DATA LISTING:
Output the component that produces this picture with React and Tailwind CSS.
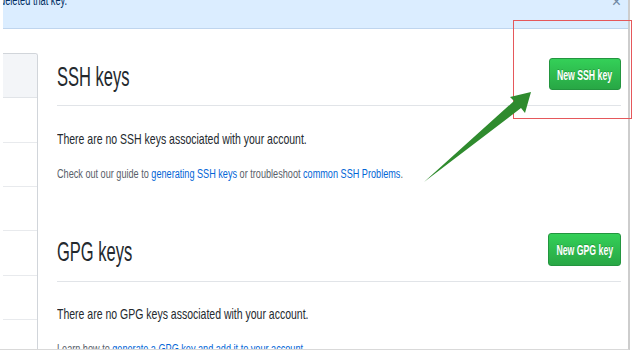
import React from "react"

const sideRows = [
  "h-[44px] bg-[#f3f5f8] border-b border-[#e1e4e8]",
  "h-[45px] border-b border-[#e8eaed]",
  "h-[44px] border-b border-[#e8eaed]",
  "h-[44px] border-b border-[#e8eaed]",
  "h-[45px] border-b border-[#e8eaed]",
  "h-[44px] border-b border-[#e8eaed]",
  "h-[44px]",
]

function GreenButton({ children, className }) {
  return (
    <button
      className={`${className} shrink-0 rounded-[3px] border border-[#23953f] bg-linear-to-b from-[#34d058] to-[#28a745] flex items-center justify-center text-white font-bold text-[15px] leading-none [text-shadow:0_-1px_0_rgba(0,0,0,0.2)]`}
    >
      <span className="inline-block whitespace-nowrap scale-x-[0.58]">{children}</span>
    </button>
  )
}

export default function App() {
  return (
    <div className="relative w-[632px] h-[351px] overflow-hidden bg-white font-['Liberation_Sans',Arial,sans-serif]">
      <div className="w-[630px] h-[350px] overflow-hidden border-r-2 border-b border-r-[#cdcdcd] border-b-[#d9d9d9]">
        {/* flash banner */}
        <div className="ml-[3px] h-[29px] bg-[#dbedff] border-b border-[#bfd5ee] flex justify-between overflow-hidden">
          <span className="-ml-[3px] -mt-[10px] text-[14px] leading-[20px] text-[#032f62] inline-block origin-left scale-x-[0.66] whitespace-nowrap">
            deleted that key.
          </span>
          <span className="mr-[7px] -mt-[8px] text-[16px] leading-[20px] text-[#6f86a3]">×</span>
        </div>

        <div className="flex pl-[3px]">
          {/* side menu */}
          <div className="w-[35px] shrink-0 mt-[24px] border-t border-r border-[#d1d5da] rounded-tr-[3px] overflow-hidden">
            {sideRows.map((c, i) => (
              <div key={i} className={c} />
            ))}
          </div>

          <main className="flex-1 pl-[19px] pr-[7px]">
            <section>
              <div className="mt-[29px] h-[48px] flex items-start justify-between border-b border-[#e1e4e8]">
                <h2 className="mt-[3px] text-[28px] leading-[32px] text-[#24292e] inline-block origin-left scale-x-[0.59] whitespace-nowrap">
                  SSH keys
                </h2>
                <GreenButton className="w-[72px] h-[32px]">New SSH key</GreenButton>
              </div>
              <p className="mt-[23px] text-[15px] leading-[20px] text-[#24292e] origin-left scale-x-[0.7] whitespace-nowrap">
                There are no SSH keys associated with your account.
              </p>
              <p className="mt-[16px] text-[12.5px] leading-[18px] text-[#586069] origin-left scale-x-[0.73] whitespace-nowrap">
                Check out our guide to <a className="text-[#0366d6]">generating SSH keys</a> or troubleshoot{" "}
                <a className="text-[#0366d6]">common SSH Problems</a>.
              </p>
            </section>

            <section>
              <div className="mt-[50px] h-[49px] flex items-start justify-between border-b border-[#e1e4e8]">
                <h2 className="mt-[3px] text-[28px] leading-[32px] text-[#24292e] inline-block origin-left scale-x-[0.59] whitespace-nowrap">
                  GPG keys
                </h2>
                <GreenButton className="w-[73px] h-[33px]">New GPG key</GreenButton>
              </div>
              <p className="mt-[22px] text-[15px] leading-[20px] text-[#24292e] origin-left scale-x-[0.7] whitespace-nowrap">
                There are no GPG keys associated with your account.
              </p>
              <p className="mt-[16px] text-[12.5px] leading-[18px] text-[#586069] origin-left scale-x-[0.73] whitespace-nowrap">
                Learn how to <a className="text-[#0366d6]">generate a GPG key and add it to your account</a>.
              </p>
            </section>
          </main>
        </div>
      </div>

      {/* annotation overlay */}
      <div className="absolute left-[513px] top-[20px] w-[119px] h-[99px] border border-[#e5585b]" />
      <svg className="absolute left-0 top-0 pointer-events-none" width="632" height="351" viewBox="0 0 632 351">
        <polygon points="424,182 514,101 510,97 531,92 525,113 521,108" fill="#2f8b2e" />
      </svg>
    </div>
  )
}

==

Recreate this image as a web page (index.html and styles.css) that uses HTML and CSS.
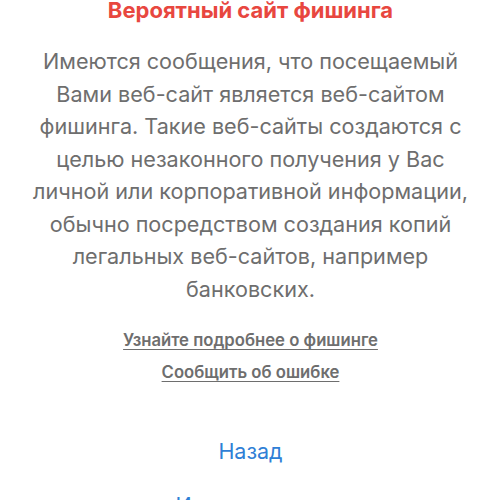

...

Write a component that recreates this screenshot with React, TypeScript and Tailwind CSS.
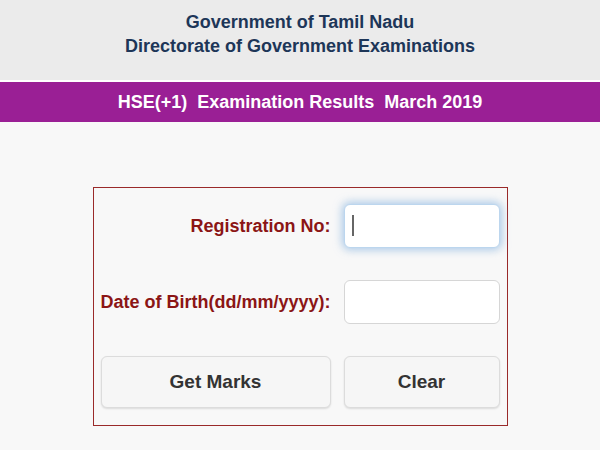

PROBLEM:
Where a line holds "React", copy it out.

THE REPLY:
Output the component that produces this picture with React and Tailwind CSS.
import React from "react"
Write a component that recreates this screenshot with React, TypeScript and Tailwind CSS.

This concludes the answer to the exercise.